Though it has only 5 permanent members (one of whom deals with the dreary but essential administrative details), 1 part timer and 1 intern, it has done quite a lot last year: research, strategic studies, publication, capacity building trainings, and providing technical assistance to the EAOs’ JICM, JMC and UPDJC.
This year, with the PI Chiangmai having been downsized, the PIY will be hunting for more researchers, they tell me.
On the publication side, a few booklets are expected to come out in a few months: Federal Glossary, Comparisons of 3 Constitutions (1947, 1974 and 2008) and 3 Draft Constitutions (AFPFL, NCUB and FCDCC), and Compilation of Bilateral Ceasefire Agreements, to name a few. “We are also working on the local government systems that we hope will answer the current calls for new statehoods,” says Sai Oo.
We have dinner with him and his newlywed wife in the evening.

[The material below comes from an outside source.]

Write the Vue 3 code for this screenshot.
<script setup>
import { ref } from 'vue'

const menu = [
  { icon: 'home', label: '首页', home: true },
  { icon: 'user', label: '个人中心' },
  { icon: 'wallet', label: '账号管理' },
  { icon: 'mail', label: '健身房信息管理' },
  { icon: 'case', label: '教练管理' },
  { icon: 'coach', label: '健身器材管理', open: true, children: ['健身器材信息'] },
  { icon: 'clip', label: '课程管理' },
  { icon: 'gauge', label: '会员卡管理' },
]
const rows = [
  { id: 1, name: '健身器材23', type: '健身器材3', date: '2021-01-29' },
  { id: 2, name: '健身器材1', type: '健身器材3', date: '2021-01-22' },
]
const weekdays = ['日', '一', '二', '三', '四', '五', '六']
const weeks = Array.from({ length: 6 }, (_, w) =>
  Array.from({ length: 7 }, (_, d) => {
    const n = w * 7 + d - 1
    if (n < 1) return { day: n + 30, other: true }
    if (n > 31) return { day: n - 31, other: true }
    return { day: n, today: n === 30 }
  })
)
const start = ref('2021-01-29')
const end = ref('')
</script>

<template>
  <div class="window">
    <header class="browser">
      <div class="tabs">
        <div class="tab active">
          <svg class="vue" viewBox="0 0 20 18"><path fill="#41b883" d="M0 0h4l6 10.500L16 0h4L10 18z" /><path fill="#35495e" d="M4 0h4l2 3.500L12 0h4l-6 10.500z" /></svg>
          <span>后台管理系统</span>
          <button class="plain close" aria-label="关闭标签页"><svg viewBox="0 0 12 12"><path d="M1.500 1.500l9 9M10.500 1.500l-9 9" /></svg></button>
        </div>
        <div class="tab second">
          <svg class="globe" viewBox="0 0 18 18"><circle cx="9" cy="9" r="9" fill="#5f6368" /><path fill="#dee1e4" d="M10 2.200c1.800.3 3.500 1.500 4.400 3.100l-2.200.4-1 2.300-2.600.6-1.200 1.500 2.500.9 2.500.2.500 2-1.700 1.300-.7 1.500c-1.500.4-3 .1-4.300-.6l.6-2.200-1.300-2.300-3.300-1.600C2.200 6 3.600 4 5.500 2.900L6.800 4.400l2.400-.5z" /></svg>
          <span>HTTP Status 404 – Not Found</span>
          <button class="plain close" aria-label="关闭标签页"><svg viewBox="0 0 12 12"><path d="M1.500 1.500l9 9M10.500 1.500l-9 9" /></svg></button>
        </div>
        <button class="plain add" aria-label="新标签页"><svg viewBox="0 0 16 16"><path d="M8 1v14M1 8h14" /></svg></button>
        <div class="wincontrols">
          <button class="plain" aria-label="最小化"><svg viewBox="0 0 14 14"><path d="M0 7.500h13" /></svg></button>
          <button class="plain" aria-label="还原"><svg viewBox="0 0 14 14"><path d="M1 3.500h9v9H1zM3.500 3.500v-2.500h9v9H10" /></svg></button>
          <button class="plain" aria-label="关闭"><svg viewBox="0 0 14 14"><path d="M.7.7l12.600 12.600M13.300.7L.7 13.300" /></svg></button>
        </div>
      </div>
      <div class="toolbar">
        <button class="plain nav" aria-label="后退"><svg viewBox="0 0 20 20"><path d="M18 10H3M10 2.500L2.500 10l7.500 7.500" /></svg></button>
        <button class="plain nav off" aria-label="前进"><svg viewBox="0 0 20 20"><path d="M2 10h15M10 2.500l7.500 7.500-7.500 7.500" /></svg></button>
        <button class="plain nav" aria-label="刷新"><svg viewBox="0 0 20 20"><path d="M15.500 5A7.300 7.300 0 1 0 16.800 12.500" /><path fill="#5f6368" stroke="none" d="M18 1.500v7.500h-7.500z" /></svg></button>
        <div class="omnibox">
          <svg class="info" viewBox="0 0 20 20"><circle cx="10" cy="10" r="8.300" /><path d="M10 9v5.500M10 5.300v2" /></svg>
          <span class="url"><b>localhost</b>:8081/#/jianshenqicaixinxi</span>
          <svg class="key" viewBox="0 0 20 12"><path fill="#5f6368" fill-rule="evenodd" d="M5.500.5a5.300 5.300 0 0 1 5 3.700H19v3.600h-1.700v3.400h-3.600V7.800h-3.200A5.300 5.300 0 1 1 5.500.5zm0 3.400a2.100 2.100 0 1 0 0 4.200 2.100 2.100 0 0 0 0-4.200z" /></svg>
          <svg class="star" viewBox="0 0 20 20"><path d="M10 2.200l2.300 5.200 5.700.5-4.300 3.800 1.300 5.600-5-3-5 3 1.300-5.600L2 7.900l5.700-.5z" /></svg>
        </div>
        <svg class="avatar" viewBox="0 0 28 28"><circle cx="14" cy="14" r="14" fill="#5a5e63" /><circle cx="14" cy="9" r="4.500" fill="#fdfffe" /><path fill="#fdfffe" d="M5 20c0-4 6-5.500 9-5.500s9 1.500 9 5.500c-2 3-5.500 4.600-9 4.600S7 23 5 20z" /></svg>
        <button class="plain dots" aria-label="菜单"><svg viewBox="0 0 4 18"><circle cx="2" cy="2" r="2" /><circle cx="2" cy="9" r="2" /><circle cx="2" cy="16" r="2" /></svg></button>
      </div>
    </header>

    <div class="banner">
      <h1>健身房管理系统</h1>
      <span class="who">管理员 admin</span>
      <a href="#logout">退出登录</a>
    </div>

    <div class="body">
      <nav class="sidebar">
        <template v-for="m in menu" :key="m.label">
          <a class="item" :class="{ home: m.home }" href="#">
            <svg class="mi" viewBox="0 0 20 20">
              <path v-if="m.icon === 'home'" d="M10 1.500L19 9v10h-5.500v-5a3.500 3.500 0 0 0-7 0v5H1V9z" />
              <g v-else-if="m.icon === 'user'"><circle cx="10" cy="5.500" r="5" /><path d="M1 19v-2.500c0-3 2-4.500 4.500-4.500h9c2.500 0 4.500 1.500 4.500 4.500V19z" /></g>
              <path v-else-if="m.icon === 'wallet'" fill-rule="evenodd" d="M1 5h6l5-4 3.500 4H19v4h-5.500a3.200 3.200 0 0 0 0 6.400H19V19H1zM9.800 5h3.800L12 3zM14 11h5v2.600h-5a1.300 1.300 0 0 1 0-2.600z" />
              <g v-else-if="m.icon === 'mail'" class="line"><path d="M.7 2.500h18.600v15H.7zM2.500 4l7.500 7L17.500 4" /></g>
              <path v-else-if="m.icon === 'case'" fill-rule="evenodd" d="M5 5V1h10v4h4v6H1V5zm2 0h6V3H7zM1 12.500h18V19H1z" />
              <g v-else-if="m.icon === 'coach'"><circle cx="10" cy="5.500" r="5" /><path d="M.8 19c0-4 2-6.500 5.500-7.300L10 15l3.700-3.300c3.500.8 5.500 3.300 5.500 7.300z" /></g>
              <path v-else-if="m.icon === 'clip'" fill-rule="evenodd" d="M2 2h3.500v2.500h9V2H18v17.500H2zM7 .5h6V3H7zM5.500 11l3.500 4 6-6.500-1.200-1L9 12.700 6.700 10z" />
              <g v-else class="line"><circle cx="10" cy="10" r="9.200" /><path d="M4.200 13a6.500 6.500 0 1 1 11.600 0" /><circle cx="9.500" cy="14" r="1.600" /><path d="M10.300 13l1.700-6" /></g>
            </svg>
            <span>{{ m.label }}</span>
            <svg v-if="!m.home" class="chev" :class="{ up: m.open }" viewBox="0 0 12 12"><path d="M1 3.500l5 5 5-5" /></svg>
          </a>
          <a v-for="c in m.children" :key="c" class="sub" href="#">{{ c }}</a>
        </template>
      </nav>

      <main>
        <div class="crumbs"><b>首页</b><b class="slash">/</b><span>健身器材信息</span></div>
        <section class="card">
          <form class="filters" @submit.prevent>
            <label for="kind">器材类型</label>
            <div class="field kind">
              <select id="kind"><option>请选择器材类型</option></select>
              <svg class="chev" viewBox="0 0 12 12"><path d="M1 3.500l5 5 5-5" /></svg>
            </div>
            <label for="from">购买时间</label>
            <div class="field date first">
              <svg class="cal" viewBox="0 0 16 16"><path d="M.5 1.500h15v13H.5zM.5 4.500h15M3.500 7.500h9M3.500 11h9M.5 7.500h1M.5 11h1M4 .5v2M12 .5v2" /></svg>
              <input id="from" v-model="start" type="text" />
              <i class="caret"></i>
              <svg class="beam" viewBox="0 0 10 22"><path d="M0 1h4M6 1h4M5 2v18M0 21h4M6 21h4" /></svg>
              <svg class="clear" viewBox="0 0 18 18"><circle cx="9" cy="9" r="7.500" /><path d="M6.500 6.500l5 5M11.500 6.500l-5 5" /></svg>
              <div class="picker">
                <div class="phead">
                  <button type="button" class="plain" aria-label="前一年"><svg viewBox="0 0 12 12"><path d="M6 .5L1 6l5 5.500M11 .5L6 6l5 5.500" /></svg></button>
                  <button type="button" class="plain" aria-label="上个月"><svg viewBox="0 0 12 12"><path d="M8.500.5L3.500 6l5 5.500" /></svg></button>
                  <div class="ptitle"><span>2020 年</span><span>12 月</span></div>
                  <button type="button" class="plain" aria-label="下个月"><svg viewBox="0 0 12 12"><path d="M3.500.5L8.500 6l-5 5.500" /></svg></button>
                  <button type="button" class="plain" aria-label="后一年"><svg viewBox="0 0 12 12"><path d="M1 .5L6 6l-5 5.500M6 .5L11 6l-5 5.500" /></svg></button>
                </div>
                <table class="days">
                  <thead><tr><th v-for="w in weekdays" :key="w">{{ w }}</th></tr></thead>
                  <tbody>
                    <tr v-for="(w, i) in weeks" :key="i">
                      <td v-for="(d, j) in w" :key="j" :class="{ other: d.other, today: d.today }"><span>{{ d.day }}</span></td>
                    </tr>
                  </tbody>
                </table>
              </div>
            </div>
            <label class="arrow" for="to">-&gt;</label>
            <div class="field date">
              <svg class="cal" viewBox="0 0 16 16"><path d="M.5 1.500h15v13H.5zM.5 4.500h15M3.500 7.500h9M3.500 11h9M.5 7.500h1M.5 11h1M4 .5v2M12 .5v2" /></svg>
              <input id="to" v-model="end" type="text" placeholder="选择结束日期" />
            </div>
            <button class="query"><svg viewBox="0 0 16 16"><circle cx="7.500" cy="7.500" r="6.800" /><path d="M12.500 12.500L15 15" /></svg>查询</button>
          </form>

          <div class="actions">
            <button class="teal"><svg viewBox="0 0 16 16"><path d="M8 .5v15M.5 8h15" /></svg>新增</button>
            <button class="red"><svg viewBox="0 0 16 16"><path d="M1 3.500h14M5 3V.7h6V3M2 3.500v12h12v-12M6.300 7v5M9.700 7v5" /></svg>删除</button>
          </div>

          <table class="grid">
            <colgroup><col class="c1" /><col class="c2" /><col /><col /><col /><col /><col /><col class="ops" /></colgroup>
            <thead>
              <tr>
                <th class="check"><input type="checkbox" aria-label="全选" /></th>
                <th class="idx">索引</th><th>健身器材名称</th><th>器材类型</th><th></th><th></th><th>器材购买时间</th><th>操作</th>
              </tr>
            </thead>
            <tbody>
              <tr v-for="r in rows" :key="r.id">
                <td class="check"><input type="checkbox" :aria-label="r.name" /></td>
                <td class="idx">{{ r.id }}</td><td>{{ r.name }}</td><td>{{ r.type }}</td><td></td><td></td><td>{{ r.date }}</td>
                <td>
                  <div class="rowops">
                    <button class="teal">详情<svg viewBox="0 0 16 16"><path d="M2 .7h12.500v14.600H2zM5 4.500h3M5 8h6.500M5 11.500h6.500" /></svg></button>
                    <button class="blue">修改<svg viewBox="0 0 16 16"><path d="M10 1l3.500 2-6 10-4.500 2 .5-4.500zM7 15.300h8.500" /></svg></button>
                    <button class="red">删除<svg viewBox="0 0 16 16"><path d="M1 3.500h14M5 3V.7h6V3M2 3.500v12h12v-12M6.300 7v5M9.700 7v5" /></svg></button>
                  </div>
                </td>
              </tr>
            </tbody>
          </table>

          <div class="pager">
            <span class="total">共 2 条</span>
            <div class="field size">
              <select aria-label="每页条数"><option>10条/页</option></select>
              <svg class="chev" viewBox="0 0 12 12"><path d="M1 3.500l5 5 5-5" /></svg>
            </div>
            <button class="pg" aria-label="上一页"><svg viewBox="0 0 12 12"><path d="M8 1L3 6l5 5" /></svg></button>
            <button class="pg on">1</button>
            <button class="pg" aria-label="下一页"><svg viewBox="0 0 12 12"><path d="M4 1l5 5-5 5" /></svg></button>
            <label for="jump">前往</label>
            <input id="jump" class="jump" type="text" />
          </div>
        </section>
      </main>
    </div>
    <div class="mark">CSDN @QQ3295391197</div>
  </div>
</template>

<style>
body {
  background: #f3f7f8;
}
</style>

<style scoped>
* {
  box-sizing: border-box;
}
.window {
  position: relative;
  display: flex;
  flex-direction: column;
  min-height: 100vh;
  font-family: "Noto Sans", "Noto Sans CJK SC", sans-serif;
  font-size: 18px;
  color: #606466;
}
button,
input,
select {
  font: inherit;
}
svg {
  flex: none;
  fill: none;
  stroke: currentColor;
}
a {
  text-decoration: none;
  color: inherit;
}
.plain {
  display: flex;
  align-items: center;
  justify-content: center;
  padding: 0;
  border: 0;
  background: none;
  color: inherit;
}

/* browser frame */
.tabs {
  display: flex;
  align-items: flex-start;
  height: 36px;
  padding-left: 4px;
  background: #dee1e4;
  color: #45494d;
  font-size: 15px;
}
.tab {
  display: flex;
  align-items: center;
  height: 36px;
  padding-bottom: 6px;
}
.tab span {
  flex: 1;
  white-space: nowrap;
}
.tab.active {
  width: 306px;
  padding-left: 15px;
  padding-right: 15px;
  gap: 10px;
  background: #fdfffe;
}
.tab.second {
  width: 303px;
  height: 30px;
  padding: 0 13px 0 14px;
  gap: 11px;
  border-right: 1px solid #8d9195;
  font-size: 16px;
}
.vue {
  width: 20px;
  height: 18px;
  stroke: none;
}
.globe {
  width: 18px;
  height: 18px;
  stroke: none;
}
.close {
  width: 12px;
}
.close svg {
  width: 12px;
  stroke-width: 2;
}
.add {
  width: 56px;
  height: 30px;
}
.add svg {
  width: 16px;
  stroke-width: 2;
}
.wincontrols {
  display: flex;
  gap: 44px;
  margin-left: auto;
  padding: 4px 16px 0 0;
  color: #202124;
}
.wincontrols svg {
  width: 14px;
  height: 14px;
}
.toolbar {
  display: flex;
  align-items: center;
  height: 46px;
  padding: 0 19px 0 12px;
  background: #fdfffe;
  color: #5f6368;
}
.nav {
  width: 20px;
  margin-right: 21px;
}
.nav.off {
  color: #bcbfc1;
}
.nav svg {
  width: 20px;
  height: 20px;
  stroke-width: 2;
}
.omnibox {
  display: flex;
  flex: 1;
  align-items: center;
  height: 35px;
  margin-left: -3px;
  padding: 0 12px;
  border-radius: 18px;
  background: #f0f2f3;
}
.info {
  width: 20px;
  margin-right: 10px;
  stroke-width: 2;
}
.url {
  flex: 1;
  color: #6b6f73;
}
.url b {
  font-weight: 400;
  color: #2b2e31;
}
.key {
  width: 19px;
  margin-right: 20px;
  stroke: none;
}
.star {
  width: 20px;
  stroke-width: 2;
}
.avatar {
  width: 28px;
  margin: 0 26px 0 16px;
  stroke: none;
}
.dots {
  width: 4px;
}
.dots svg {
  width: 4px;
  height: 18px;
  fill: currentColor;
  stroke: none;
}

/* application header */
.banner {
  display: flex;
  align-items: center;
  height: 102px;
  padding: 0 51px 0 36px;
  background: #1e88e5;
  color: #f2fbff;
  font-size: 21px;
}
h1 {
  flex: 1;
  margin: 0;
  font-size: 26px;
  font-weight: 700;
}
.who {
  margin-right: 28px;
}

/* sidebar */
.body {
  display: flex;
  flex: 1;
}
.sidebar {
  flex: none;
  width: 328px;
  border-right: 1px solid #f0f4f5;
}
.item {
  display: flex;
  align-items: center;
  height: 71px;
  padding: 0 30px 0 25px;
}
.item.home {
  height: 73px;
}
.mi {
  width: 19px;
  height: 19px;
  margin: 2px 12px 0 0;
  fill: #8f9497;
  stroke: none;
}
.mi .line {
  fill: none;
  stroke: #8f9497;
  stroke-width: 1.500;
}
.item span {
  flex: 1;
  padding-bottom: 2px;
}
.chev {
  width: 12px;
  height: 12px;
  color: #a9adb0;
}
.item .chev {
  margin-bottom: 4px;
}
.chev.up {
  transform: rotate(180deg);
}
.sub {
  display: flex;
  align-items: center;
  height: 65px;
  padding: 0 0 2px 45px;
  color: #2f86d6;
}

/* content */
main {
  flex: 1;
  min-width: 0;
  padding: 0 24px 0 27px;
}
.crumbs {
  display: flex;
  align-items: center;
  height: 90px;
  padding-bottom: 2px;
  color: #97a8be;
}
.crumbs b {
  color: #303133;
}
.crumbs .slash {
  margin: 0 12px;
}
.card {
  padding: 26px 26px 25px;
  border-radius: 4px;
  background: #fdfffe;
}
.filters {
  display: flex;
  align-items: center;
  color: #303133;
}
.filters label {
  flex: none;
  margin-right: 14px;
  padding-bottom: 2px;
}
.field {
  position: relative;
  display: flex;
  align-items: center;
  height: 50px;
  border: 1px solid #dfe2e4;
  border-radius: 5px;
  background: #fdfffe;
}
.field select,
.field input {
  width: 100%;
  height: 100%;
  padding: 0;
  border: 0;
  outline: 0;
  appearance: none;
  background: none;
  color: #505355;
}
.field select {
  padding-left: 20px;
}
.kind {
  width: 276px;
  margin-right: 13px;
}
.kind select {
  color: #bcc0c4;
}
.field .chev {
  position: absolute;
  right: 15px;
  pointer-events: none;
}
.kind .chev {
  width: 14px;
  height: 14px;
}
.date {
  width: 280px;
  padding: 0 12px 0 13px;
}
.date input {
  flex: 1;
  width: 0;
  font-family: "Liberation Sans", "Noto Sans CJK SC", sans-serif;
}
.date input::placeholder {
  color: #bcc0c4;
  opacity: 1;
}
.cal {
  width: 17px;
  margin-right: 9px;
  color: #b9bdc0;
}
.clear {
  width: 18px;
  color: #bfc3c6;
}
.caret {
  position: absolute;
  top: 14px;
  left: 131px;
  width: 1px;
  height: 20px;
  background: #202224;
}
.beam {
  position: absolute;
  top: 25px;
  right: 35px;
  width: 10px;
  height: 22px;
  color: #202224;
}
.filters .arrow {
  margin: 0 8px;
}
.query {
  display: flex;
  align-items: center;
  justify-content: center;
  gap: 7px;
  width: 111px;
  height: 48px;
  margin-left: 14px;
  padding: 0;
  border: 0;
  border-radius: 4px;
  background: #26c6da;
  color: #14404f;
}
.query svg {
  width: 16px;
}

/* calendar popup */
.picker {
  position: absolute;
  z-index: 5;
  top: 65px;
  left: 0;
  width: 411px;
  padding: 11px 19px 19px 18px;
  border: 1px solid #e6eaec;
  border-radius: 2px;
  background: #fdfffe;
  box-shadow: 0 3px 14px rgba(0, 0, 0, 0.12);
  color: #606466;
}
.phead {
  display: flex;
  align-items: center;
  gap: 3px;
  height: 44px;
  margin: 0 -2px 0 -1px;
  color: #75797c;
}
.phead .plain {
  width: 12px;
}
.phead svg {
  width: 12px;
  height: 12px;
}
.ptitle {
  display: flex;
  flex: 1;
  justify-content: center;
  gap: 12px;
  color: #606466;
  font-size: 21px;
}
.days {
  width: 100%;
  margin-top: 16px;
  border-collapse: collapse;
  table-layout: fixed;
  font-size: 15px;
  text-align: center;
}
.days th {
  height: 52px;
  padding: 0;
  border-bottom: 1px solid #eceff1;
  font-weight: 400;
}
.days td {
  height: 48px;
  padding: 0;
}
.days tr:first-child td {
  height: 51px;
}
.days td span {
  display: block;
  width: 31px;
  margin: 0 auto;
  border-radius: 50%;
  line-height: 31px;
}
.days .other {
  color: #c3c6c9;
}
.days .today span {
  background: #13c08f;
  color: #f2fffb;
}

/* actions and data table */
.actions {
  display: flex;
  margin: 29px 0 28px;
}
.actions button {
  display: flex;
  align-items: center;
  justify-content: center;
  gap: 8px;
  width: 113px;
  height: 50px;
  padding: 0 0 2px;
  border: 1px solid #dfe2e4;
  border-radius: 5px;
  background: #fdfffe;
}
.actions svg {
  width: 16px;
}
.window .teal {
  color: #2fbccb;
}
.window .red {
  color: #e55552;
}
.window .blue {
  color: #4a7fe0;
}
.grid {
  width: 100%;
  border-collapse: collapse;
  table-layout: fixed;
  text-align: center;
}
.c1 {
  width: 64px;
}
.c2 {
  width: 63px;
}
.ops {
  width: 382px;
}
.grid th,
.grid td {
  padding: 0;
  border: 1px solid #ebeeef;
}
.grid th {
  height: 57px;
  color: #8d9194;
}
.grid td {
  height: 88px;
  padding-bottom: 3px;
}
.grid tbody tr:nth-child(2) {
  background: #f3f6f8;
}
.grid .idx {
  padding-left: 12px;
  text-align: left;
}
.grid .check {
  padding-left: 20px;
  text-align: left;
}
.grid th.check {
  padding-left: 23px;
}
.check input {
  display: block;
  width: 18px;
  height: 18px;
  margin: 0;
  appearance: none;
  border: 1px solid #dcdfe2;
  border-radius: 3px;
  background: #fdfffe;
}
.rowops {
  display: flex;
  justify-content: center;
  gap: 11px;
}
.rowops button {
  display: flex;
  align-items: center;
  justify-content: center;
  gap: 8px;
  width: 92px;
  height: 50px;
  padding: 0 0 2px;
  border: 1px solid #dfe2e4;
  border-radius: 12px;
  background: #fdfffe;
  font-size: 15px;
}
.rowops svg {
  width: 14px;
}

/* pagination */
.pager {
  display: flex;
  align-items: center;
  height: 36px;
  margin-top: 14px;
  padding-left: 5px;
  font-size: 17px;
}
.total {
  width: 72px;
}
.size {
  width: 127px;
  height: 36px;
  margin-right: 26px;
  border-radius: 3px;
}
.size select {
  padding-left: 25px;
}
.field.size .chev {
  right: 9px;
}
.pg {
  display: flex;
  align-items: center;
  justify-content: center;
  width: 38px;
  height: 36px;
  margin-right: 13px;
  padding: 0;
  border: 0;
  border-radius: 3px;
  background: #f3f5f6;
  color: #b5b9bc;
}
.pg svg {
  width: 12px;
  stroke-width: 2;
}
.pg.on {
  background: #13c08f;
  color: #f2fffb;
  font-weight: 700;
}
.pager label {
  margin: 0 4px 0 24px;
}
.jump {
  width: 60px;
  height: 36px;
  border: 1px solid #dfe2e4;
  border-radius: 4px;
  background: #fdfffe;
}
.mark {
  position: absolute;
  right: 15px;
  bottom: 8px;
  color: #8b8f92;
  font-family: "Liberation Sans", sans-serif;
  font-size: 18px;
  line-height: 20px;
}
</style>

I haven’t much to say for Day Three, except that I make a call at the office of one of the brightest young scholars who used to work with The Irrawaddy in Chiangmai. He is hoping to pick my brains, but the day ends up with me doing that to him.
Day Four is also good. The traffic in the city has become wonderfully less congested during the 4 days I’m there. I ask the driver what’s causing it.
“It’s the Japanese,” he says. “They’ve been helping the city fathers with a better traffic light system. Thanks to them, you’ll be at the terminal in a few minutes.”
And so I am.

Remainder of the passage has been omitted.